Referring now to FIGS. 3 and 4, the attachment device 30 is installed in the waterbed 10 by moving the liner 22 away from the respective walls of the waterbed frame. A screw 80, normally used at a location low on one of the walls 14, 16, 18, or 20 to hold a corner bracket 82 in place joining the respective ones of the walls, is removed and the liner 22 is then replaced in its original location. The screw 80 is placed through the opening of the grommet 62, and, if desired, through a rubber washer 84, and is then inserted through the liner 22 and replaced into the hole in which it was originally located in the bracket 82. The screw 80 should be tightened to hold the attachment device 30 fastened securely to the respective one of the walls. If corners brackets are not used in the construction of the waterbed, a screw 80 may simply be inserted through the liner 22 into one of the walls of the frame at each corner of the waterbed. The process of installation is the same in each of the corners of the waterbed.
Although it is unlikely that any liquid leaking from the mattress 24 would rise as high as the hole made in the liner 22 before being noticed, and although it is also likely that simply tightening the screw 80 would provide a sufficiently tight seal around the opening made by piercing the liner 22, the rubber washer 84 provides an additional measure of security against leakage of water from the mattress 24 being able to escape from the liner 22.

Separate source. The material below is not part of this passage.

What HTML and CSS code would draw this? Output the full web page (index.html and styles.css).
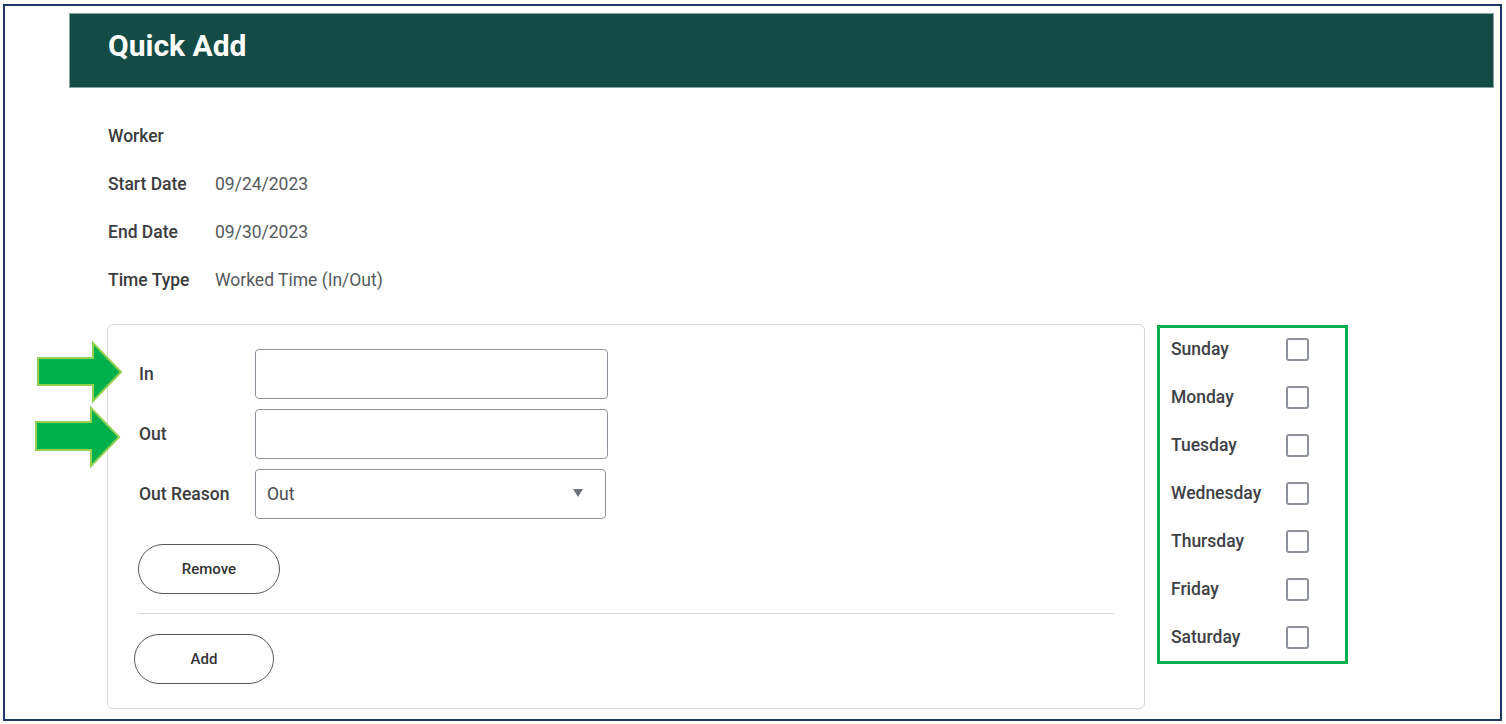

To attach the bed sheets 26 and 28 to the waterbed 10, each sheet is laid over the plate member 32, which is held in a desired position adjacent the corner of the mattress 24, with a desired amount of tension applied to the elastic connecting member 58. While the plate member 32 is held in the desired position, with the sheets 26 and 28 in place above it, the base 68 of the stud 64 is pushed through the circular portion 44 of the opening in the plate member, pushing a small part of the sheets through the circular portion of the opening. The stud 64 is then slid into the slot portion 42 with the sheets 26 and 28 surrounding the neck portion 70. The same process is repeated at each corner of the waterbed 10, with only the bottom sheet 26 being attached in this fashion at the head of the bed. When the sheets 26 and 28 have been attached to the waterbed 10 in this fashion, at most only the head 66 of each of the studs 64 will be visible, and even the heads 66 will ordinarily be out of view, between the mattress 24 and the walls of the frame of the waterbed 10.
When using the bed sheet attachment devices 30 of the present invention it is unnecessary to utilize the extremely large bed sheets designed specifically for use with waterbeds, and sheets which are even smaller than would be required for a conventional bed of the same nominal mattress size may be used. For example, flat sheets of the size (81 by 96 inches) recommended for a full (double) bed are large enough to properly cover a king size waterbed (mattress top size 72 by 84 inches) when held in place by the attachment devices 30 of the present invention. Correspondingly, twin bed flat sheets (66 by 96 inches) may be used on queen size (60 by 84 inches) and smaller waterbeds satisfactorily. Thus, when using the attachment devices 30, the cost of bed sheets for the waterbed 10 is greatly reduced, while the appearance of the waterbed 10 is greatly improved and maintained, even during use.
The terms and expressions which have been employed in the foregoing specification are used therein as terms of description and not of limitation, and there is no intention in the use of such terms and expressions, of excluding equivalents of the features shown and described or portions thereof, it being recognized that the scope of the invention is defined and limited only by the claims which follow.